# Calculate Ito integral $\int_0^t W_s^2\text dW_s$ from first principles

I am stuck on the 1st equation of the solution where the Wiener process $$W_{t_i}^2$$ is expanded so that the Itô integral (in terms of infinite sums) looks like the RHS of the first equation of the solution.

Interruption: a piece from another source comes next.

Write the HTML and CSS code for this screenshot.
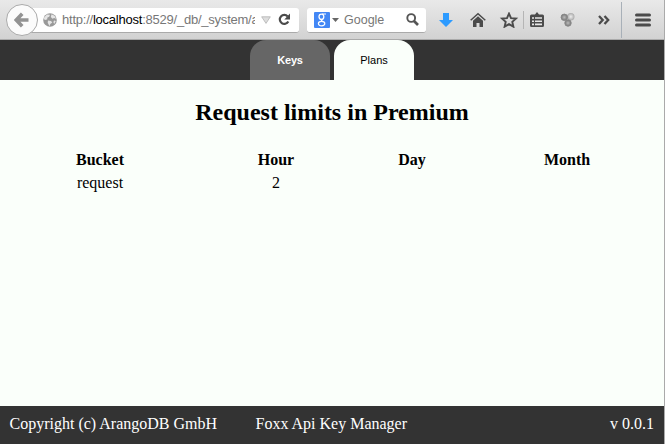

I can follow the rest of what they did.

If the problem were to solve $$\int_0^t W_s\text dW_s$$ instead then I think the analogous piece would be $$W_{t_i} = \frac{1}{2}\left(W_{t_{i+1}} + W_{t_i}\right) - \frac{1}{2}\left(W_{t_{i+1}} - W_{t_i}\right).$$

What's the trick to getting this solution started?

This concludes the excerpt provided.